• **GIVEN REQUEST**: Take from the listing each line that has the string "React".

>>>

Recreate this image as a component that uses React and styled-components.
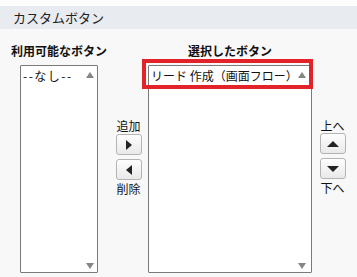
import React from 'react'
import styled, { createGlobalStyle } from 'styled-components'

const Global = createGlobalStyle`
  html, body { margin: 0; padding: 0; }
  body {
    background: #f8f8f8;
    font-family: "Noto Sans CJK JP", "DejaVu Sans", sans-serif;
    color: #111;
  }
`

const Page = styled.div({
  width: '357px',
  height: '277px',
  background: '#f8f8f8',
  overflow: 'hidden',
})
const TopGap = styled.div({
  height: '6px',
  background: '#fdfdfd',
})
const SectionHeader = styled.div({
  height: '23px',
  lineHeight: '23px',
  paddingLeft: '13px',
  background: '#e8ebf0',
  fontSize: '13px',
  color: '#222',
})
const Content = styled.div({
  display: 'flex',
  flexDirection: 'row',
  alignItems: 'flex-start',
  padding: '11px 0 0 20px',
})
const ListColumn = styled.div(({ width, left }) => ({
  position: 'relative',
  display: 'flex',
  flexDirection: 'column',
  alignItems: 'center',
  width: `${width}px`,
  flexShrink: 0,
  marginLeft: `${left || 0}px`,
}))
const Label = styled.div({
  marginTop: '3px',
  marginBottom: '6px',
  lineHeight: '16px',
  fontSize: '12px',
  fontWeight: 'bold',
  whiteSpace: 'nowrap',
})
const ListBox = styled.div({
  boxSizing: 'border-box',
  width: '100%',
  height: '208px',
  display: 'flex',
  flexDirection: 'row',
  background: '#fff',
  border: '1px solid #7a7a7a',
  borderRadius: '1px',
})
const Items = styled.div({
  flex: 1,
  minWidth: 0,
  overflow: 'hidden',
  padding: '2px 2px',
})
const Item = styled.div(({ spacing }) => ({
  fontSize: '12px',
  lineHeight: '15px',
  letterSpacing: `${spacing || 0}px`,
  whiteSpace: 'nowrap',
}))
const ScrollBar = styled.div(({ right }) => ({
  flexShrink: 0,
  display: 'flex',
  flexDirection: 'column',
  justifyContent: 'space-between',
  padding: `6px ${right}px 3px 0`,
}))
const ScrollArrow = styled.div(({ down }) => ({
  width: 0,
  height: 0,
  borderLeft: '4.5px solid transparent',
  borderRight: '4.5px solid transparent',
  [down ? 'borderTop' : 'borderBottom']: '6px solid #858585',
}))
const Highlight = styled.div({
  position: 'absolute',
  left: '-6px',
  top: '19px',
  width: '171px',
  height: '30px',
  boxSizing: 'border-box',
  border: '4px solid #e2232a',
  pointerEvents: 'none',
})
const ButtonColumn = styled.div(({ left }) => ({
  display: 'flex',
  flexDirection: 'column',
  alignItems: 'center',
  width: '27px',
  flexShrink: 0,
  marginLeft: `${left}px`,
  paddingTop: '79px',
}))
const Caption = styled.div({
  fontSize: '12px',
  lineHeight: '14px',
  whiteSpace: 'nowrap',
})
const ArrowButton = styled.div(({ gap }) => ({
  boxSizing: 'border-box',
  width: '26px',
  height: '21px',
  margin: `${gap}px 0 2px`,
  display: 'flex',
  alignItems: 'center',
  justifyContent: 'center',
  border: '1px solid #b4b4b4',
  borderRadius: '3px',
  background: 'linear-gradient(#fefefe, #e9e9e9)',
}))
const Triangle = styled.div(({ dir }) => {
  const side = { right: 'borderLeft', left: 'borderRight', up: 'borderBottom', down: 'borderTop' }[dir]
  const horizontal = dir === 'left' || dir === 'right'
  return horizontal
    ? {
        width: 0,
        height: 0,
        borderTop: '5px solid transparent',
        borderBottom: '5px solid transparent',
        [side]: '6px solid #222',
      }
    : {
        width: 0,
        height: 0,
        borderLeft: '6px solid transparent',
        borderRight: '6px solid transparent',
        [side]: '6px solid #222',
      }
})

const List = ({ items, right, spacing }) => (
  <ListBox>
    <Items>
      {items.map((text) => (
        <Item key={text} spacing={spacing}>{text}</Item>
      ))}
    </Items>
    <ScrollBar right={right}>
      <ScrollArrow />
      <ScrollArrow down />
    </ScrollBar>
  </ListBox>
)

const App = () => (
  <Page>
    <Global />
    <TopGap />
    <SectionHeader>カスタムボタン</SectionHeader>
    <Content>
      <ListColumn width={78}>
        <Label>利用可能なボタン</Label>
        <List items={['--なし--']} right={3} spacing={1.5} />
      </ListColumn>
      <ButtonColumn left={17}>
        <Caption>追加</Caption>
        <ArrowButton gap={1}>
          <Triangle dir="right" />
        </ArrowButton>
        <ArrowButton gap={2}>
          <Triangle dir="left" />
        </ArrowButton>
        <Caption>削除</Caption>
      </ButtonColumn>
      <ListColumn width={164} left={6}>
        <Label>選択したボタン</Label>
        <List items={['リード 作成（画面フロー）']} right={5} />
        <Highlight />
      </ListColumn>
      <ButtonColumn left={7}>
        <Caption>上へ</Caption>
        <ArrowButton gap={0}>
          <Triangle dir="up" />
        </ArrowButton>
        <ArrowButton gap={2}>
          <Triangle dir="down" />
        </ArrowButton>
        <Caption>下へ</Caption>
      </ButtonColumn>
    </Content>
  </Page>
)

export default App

<<<

• **FINISHED TASK**:
Recreate this image as a component that uses React and styled-components.
import React from 'react'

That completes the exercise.